--- To be done ---
Which lines hold the word "index"? Copy each one.

--- Data excerpts ---
______

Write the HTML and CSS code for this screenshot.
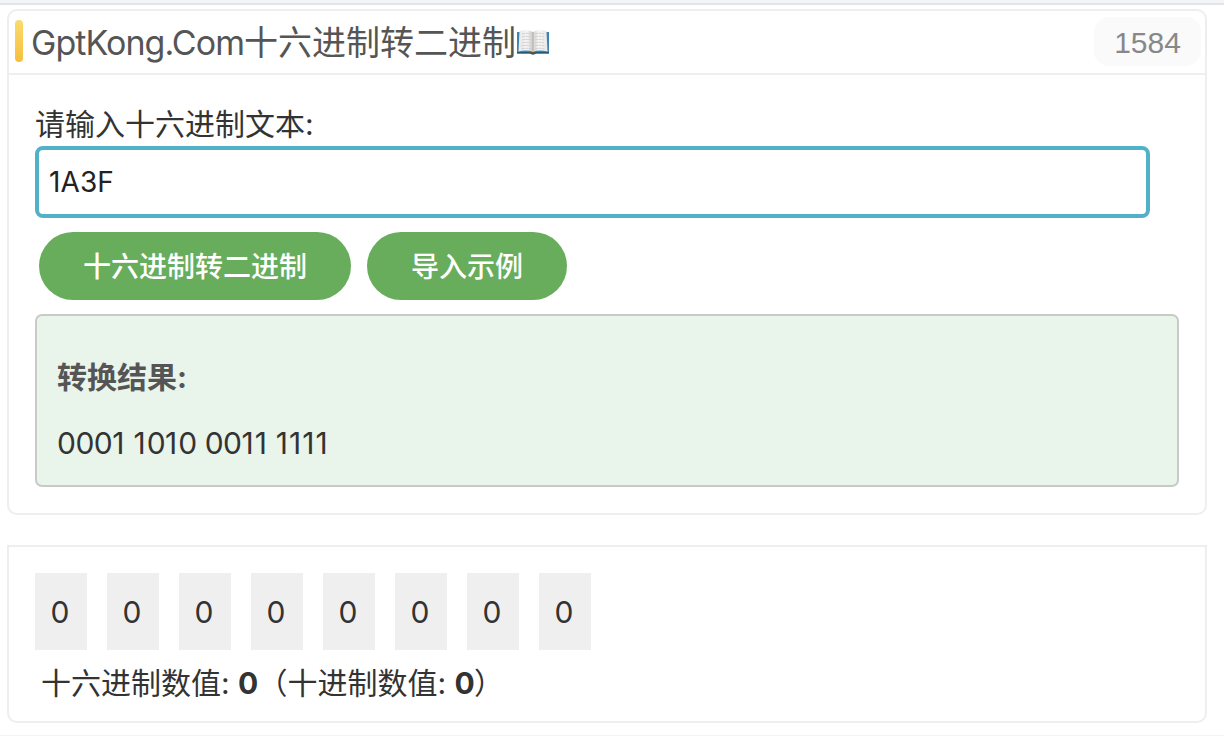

______

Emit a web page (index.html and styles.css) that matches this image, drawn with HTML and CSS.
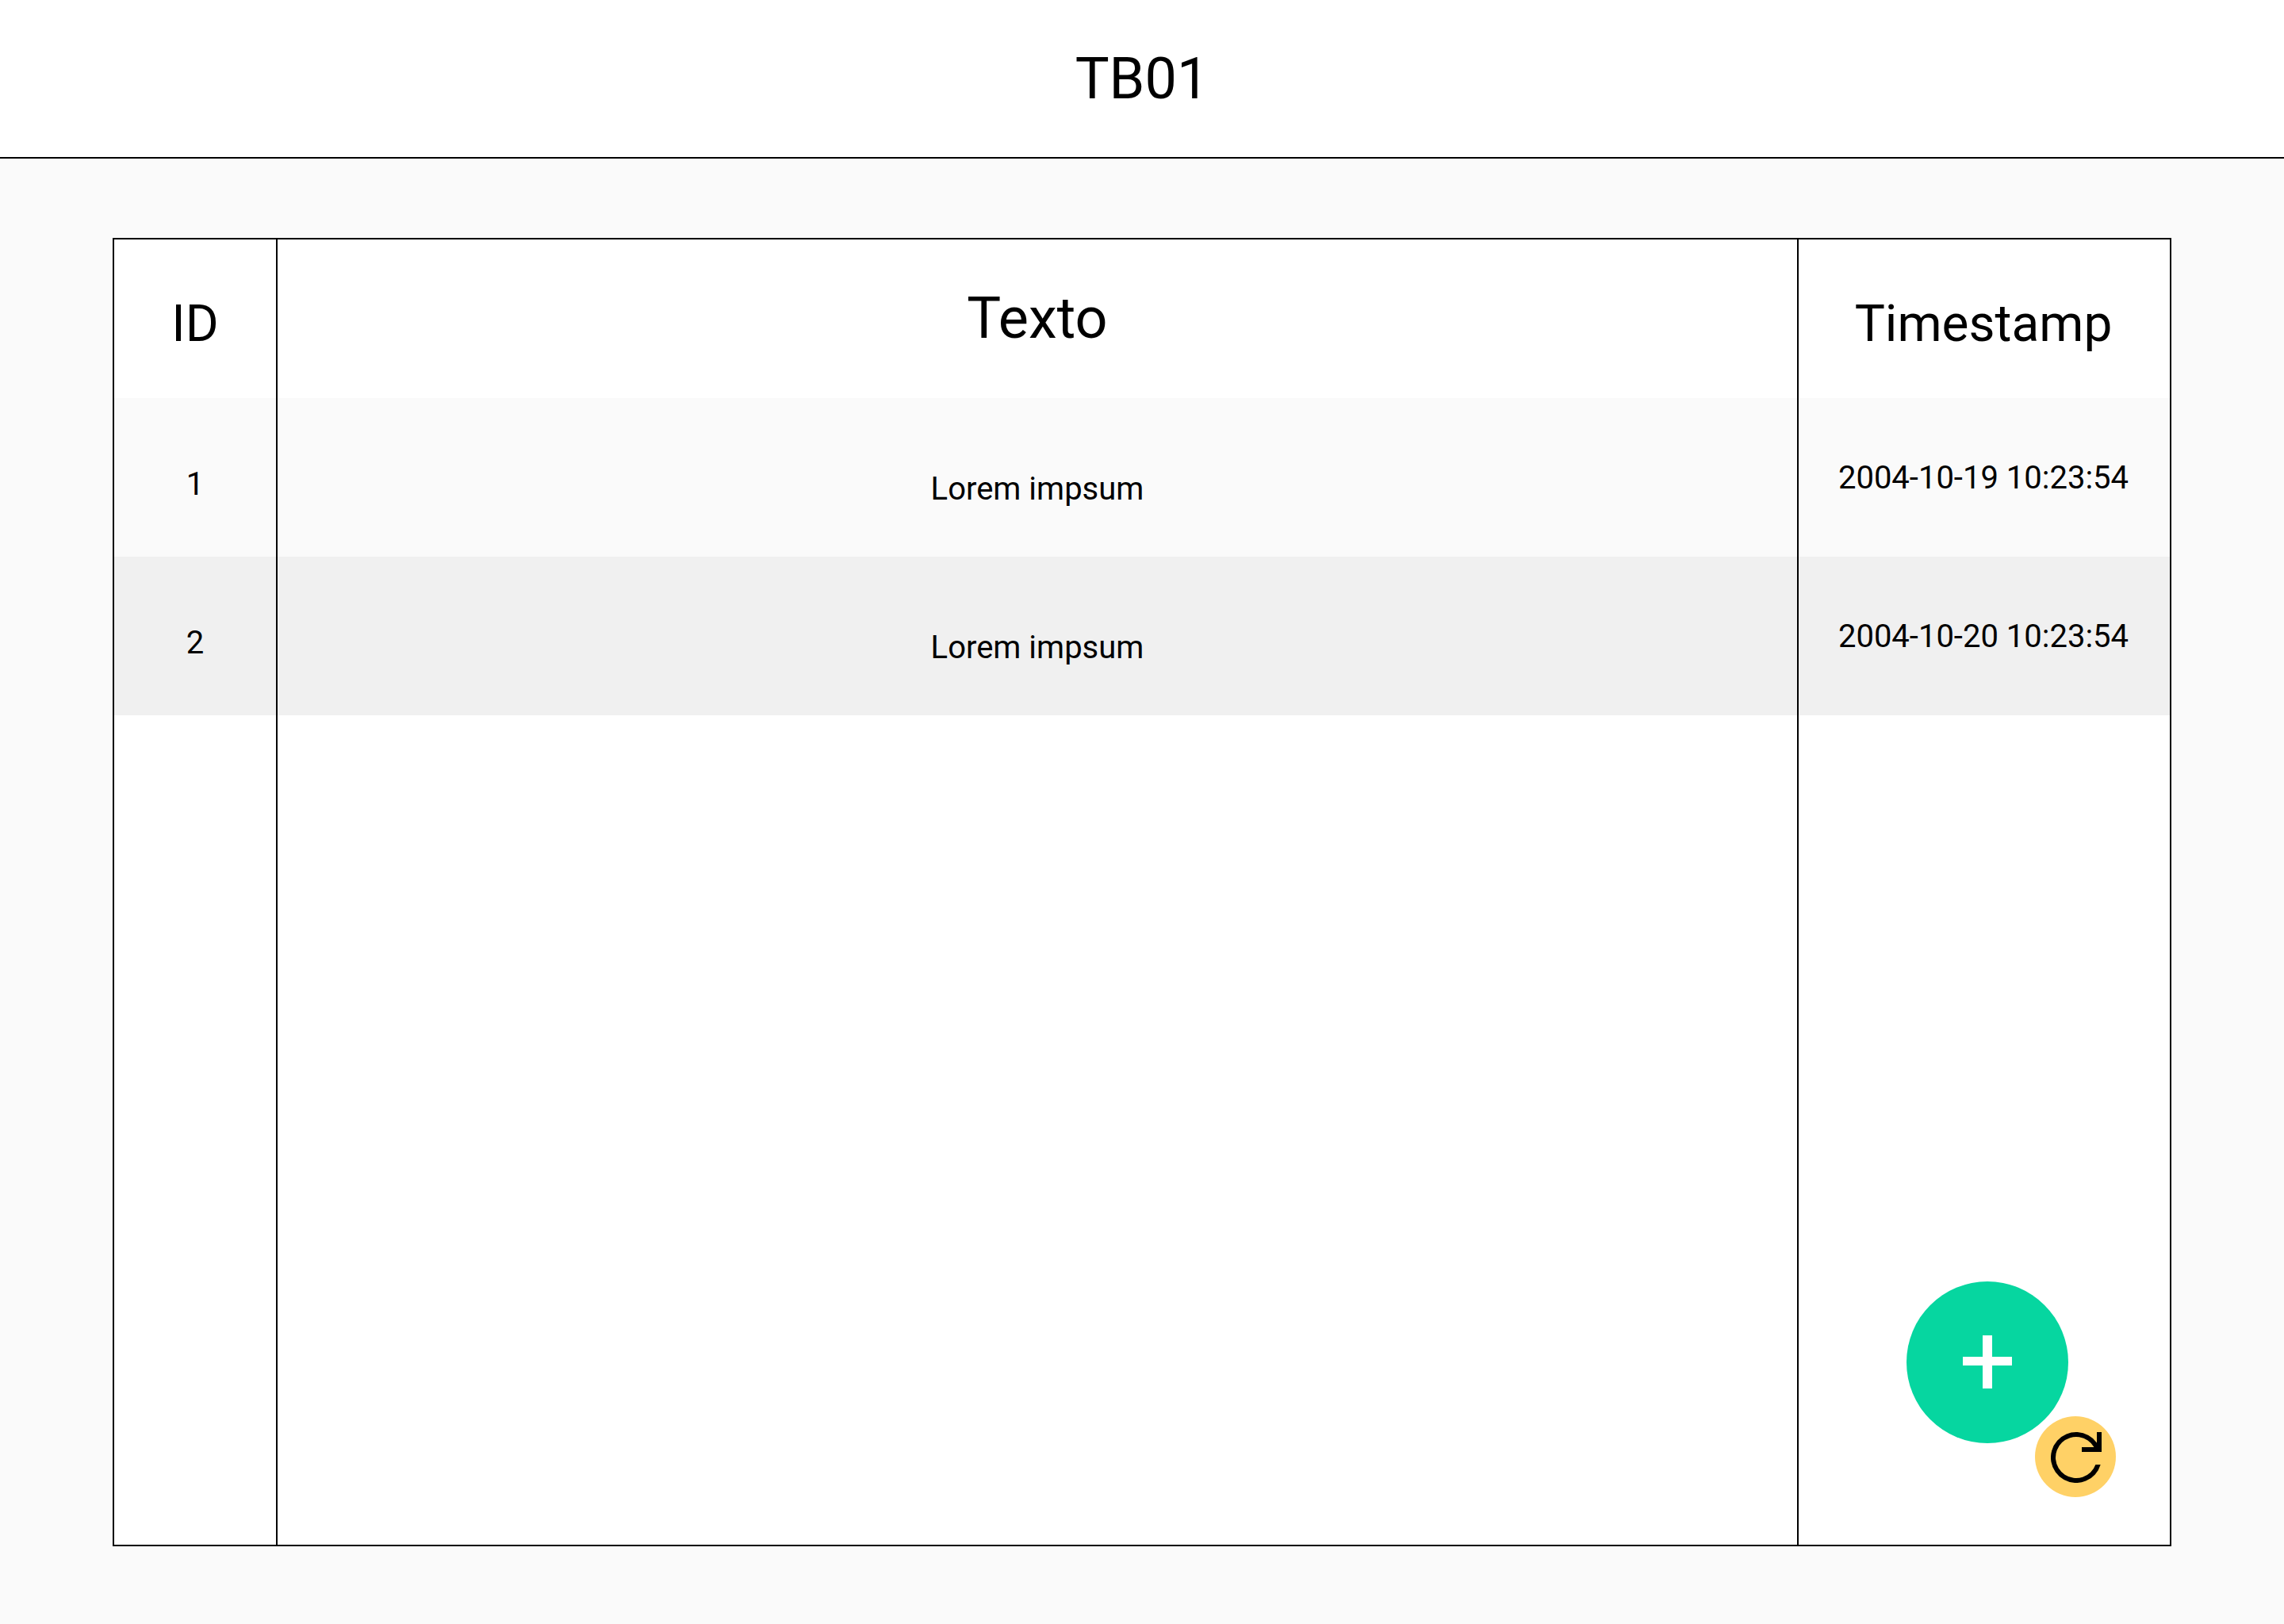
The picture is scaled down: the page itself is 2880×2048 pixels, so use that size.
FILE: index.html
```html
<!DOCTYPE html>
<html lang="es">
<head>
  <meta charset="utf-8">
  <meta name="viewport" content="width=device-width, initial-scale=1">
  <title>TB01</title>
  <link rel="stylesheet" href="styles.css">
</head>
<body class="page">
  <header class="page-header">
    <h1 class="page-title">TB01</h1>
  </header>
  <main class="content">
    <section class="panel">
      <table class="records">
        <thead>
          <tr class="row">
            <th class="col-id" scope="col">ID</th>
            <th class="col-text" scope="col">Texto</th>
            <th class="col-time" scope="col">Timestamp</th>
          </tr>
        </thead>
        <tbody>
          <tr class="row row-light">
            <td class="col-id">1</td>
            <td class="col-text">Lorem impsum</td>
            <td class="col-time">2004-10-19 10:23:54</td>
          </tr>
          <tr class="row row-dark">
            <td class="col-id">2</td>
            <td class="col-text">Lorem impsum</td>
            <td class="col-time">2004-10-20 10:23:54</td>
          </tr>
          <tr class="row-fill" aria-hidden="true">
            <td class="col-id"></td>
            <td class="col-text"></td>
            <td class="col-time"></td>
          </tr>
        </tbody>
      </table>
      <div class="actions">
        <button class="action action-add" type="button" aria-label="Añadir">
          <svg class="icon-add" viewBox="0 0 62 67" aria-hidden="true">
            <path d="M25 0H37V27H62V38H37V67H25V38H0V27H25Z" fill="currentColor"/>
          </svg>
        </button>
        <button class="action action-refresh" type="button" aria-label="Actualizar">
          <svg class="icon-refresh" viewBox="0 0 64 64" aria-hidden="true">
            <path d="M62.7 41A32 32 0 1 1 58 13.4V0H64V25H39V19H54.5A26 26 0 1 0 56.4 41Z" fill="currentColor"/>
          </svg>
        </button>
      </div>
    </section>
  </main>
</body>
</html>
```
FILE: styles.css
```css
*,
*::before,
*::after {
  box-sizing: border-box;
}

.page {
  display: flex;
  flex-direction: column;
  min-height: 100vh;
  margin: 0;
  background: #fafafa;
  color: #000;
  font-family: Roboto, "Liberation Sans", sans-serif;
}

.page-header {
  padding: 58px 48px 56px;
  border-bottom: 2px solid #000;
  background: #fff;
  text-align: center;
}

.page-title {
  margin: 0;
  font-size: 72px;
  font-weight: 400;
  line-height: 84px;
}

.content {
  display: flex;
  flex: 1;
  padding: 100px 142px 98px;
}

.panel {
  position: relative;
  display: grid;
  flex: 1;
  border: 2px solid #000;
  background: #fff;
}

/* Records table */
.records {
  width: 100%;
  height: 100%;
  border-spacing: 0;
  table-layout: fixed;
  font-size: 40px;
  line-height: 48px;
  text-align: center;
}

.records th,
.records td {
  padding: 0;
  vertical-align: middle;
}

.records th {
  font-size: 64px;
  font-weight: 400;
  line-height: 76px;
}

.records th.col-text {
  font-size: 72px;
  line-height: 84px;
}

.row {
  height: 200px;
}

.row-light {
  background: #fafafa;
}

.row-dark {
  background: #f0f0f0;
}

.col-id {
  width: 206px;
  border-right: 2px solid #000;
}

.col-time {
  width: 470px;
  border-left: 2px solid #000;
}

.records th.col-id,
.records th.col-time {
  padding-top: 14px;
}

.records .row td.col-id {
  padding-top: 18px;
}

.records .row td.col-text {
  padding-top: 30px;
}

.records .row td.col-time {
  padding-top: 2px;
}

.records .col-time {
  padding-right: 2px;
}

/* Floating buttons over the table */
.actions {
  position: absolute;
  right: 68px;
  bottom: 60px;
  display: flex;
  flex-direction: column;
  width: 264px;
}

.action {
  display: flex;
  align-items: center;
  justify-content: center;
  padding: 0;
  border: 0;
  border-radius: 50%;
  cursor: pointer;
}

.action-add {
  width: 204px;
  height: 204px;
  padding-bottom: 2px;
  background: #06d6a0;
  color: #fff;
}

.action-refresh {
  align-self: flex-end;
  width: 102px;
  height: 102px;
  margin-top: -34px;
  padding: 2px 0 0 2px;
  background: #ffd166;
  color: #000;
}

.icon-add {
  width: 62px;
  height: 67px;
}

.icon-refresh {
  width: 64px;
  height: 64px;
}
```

______

--- Answer ---
Emit a web page (index.html and styles.css) that matches this image, drawn with HTML and CSS.
FILE: index.html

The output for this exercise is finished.